A guy from my parish told me point blank to stop having children. I held my tongue.


#15

When a friend’s wife was expecting their 4th he was asked if he was a committed Catholic. He replied, “No, just a passionate Protestant.”


#16

I give you credit b/c I don’t think I could’ve stopped myself from saying a smart*** comment in return to something so inconsiderate. :mad:


#17

:rotfl:
Now there’s one I haven’t heard before!

When some idiot on the news really annoys my husband, he usually sighs, then comments that at least the liberals don’t tend to have many kids, so ours will outnumber them eventually. :slight_smile:

And I have to agree with the comment about each child adding a new dimension to the family. Our oldest two are only 19 months apart, and we frequently look at them running around together, shake our heads, and wonder, “What would they do without each other?!?” I think they would both be SO different without that wonderful interaction.
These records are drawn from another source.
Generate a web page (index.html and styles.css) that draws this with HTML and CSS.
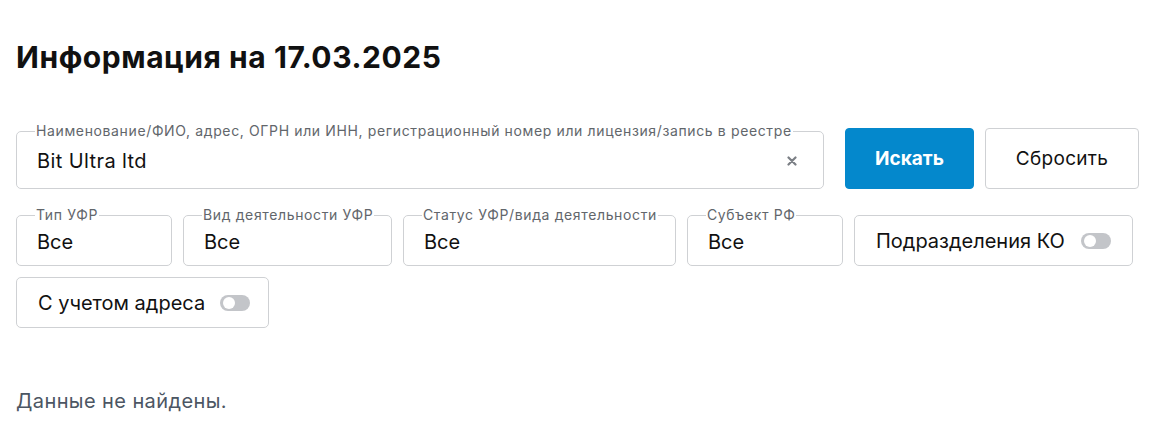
FILE: index.html
```html
<!DOCTYPE html>
<html lang="ru">
<head>
<meta charset="utf-8">
<link rel="stylesheet" href="styles.css">
</head>
<body>
<main class="page">
  <h1 class="title">Информация на 17.03.2025</h1>
  <form class="search">
    <div class="search-row">
      <fieldset class="field field-main">
        <legend>Наименование/ФИО, адрес, ОГРН или ИНН, регистрационный номер или лицензия/запись в реестре</legend>
        <span class="value value-latin">Bit Ultra ltd</span>
        <span class="clear"><svg width="10" height="10" viewBox="0 0 10 10"><path d="M1.5 1.5 L8.5 8.5 M8.5 1.5 L1.5 8.5" stroke="#7b7f85" stroke-width="2.2" stroke-linecap="round"/></svg></span>
      </fieldset>
      <button type="button" class="btn btn-primary">Искать</button>
      <button type="button" class="btn btn-secondary">Сбросить</button>
    </div>
    <div class="filters">
      <fieldset class="field f-type"><legend>Тип УФР</legend><span class="value">Все</span></fieldset>
      <fieldset class="field f-activity"><legend>Вид деятельности УФР</legend><span class="value">Все</span></fieldset>
      <fieldset class="field f-status"><legend>Статус УФР/вида деятельности</legend><span class="value">Все</span></fieldset>
      <fieldset class="field f-region"><legend>Субъект РФ</legend><span class="value">Все</span></fieldset>
      <div class="switch-box f-ko"><span class="value">Подразделения КО</span><span class="toggle"></span></div>
      <div class="switch-box f-addr"><span class="value">С учетом адреса</span><span class="toggle"></span></div>
    </div>
  </form>
  <p class="empty">Данные не найдены.</p>
</main>
</body>
</html>
```
FILE: styles.css
```css
* { box-sizing: border-box; }
html, body { margin: 0; background: #fff; }
body {
  font-family: Inter, "Noto Sans", "Liberation Sans", sans-serif;
  color: #111;
}
.page { padding: 0 25px 0 16px; width: 1164px; }
.title {
  margin: 0;
  padding-top: 38px;
  font-size: 30px;
  line-height: 38px;
  font-weight: 700;
  letter-spacing: 0.55px;
  color: #111;
}
.search { margin-top: 48px; }
.search-row {
  display: flex;
  align-items: flex-end;
}
.field {
  margin: 0;
  border: 1px solid #cfd1d4;
  border-radius: 5px;
  padding: 0 20px 0 20px;
  display: flex;
  align-items: center;
  min-width: 0;
}
.field legend {
  font-size: 14px;
  line-height: 14px;
  letter-spacing: 0.63px;
  color: #62666b;
  padding: 0 1px;
  margin-left: -2px;
  white-space: nowrap;
}
.value {
  font-size: 20px;
  letter-spacing: 0;
  color: #111;
  white-space: nowrap;
}
.value-latin { letter-spacing: 0.4px; }
.field-main {
  flex: 1;
  height: 65px;
  padding-bottom: 5px;
}
.field-main .value { flex: 1; }
.clear { display: flex; margin-right: 6px; margin-top: 1px; }
.btn {
  height: 61px;
  border-radius: 4px;
  font-family: inherit;
  font-size: 19px;
  padding: 0;
  cursor: pointer;
}
.btn-primary {
  width: 129px;
  margin-left: 21px;
  background: #0488cc;
  border: 1px solid #0488cc;
  color: #fff;
  font-weight: 700;
}
.btn-secondary {
  width: 154px;
  margin-left: 11px;
  background: #fff;
  border: 1px solid #cfd1d4;
  color: #111;
  letter-spacing: 0.3px;
}
.filters {
  display: flex;
  flex-wrap: wrap;
  gap: 11px;
  margin-top: 19px;
  width: 1123px;
  align-items: flex-end;
}
.filters .field { height: 58px; padding-bottom: 4px; }
.f-type { width: 156px; }
.f-activity { width: 209px; }
.f-status { width: 273px; }
.f-region { width: 156px; }
.switch-box {
  height: 51px;
  border: 1px solid #cfd1d4;
  border-radius: 5px;
  display: flex;
  align-items: center;
  justify-content: space-between;
  padding: 0 21px 0 21px;
}
.f-ko { width: 279px; }
.f-addr { width: 253px; justify-content: flex-start; gap: 15px; }
.toggle {
  width: 30px;
  height: 16px;
  border-radius: 8px;
  background: #c3c5c9;
  position: relative;
  flex: none;
}
.toggle::after {
  content: "";
  position: absolute;
  left: 3px;
  top: 2px;
  width: 12px;
  height: 12px;
  border-radius: 50%;
  background: #fff;
}
.empty {
  margin: 61px 0 0;
  font-size: 20px;
  letter-spacing: 0.4px;
  color: #4c5663;
}
```
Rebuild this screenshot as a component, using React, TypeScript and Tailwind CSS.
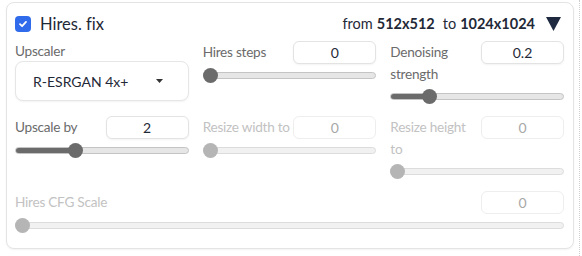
import React from "react";

const font = { fontFamily: "Lato, 'Liberation Sans', sans-serif" };

function Slider({ pct, disabled }: { pct: number; disabled?: boolean }) {
  return (
    <div className="relative mt-[4px] flex h-[15px] items-center">
      <div
        className={`h-[7px] w-full overflow-hidden rounded-full border ${
          disabled ? "border-[#dcdcdc] bg-[#f1f1f1]" : "border-[#c4c4c4] bg-[#e6e6e6]"
        }`}
      >
        <div
          className={disabled ? "h-full bg-[#b8b8b8]" : "h-full bg-[#6b6b6b]"}
          style={{ width: `calc(${pct}% * 0.9 + 7px)` }}
        ></div>
      </div>
      <div
        className={`absolute top-0 h-[15px] w-[15px] rounded-full ${
          disabled ? "bg-[#b5b5b5]" : "bg-[#6b6b6b]"
        }`}
        style={{ left: `calc((100% - 15px) * ${pct / 100})` }}
      ></div>
    </div>
  );
}

function NumberField({
  label,
  value,
  pct,
  disabled,
}: {
  label: string;
  value: string;
  pct: number;
  disabled?: boolean;
}) {
  return (
    <div className="flex flex-col">
      <div className="flex items-start justify-between gap-[2px]">
        <span
          className={`text-[13.6px] leading-[22px] tracking-[-0.25px] ${
            disabled ? "text-[#c2c2c2]" : "text-[#6b6b6b]"
          }`}
        >
          {label}
        </span>
        <div
          className={`flex h-[23px] w-[83px] shrink-0 items-center justify-center rounded-[6px] border bg-white text-[14px] ${
            disabled
              ? "border-[#eeeeee] text-[#a8a8a8]"
              : "border-[#e3e3e3] text-[#1f2937] shadow-[0_1px_2px_rgba(0,0,0,0.05)]"
          }`}
        >
          {value}
        </div>
      </div>
      <Slider pct={pct} disabled={disabled} />
    </div>
  );
}

export default function App() {
  return (
    <div className="flex h-[256px] w-[582px] bg-white [font-variant-ligatures:none]" style={font}>
      <div className="ml-[6px] mt-[2px] h-[247px] w-[568px] rounded-[8px] border border-[#e4e4e4] bg-white pl-[8px] pr-[9px] pt-[10px] shadow-[0_1px_2px_rgba(0,0,0,0.05)]">
        <div className="flex h-[22px] items-center justify-between">
          <label className="flex items-center gap-[9px]">
            <span className="flex h-[16px] w-[16px] items-center justify-center rounded-[4px] bg-[#2f6bea]">
              <svg width="10" height="10" viewBox="0 0 10 10">
                <path d="M2 5.2 L4.1 7.2 L8 2.9" fill="none" stroke="white" strokeWidth="1.8" strokeLinecap="round" strokeLinejoin="round" />
              </svg>
            </span>
            <span className="text-[16.5px] text-[#1f2937]">Hires. fix</span>
          </label>
          <div className="flex items-center text-[14.5px] text-[#1f2937]">
            <span>from</span>
            <b className="ml-[4px] font-bold">512x512</b>
            <span className="ml-[8px]">to</span>
            <b className="ml-[4px] font-bold">1024x1024</b>
            <svg className="ml-[11px] mr-[3px]" width="15" height="14" viewBox="0 0 15 14">
              <path d="M0 0 L15 0 L7.5 14 Z" fill="#1f2a40" />
            </svg>
          </div>
        </div>

        <div className="mt-[6px] grid grid-cols-3 gap-x-[14px] gap-y-[12px]">
          <div className="flex flex-col">
            <span className="text-[13.6px] leading-[20px] tracking-[-0.25px] text-[#6b6b6b]">Upscaler</span>
            <div className="flex h-[40px] items-center justify-between rounded-[8px] border border-[#e6e6e6] bg-white pl-[17px] pr-[25px] text-[14px] text-[#1f2937] shadow-[0_1px_2px_rgba(0,0,0,0.05)]">
              <span>R-ESRGAN 4x+</span>
              <svg width="7" height="4" viewBox="0 0 7 4">
                <path d="M0 0 L7 0 L3.5 4 Z" fill="#333" />
              </svg>
            </div>
          </div>
          <NumberField label="Hires steps" value="0" pct={0} />
          <NumberField label="Denoising strength" value="0.2" pct={20} />

          <NumberField label="Upscale by" value="2" pct={33.3} />
          <NumberField label="Resize width to" value="0" pct={0} disabled />
          <NumberField label="Resize height to" value="0" pct={0} disabled />

          <div className="col-span-3">
            <NumberField label="Hires CFG Scale" value="0" pct={0} disabled />
          </div>
        </div>
      </div>
      <div className="ml-[5px] h-full border-l border-dotted border-[#cfcfcf]"></div>
    </div>
  );
}
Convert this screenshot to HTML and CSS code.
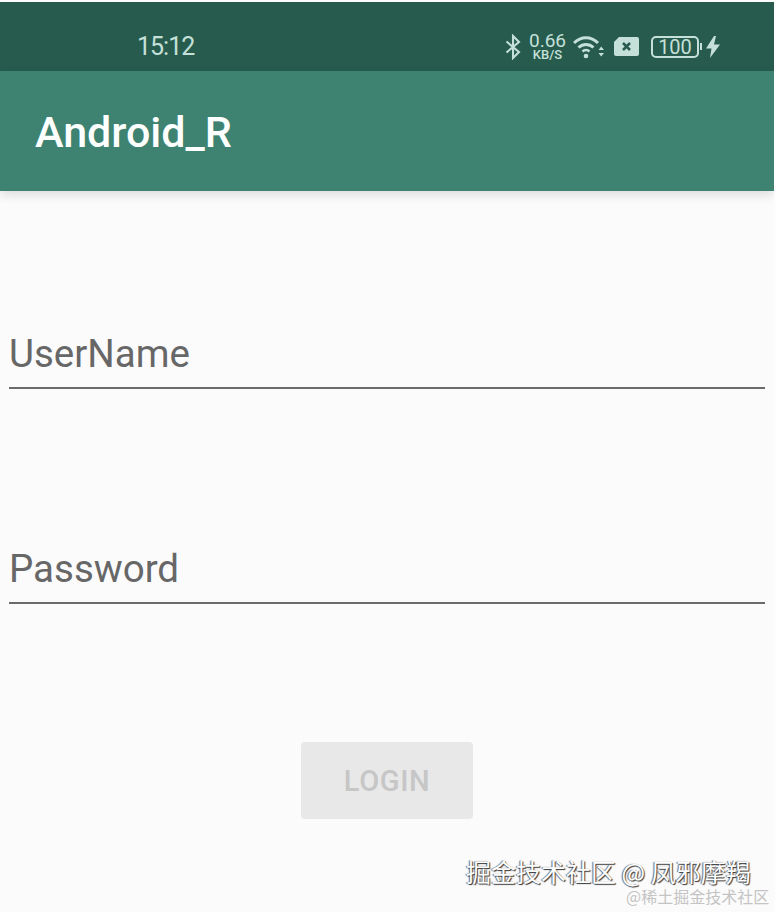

Fr. Pacwa on EWTN has told the story that when his mother was dying, she apologized to her children, saying, “I’m sorry I was so selfish when I was younger and didn’t have more of you kids!” She explained that it had seemed like such a burden, but she eventually came to understand and treasure the joys that come, too.


#18

The interesting reactions go both ways. God has blest us with 2 wonderful children. We are devout orthodox Catholics.

We once met a very devout traditional Catholic family with 10 children all well behaved, groomed, catechized, etc. Many people including us admired & looked up to them as a role model of the domestic church. Our chidren are not as quiet as theirs & have strong personalities. This family kept us at a distance; our attempts to become friends were rejected. They assumed we contacepted & were not good Catholic parents.


#19

Friend with 4 girls has a stranger come up and say “My, you have your hands full.”

Her response “Better than having them empty.”


#20

I have 3 daughters in a row and then after my 1st son was born, a typical question from folks was “Are you finished” :rolleyes:
My answer “No I’m Kim” :smiley: left the nosy people speechless.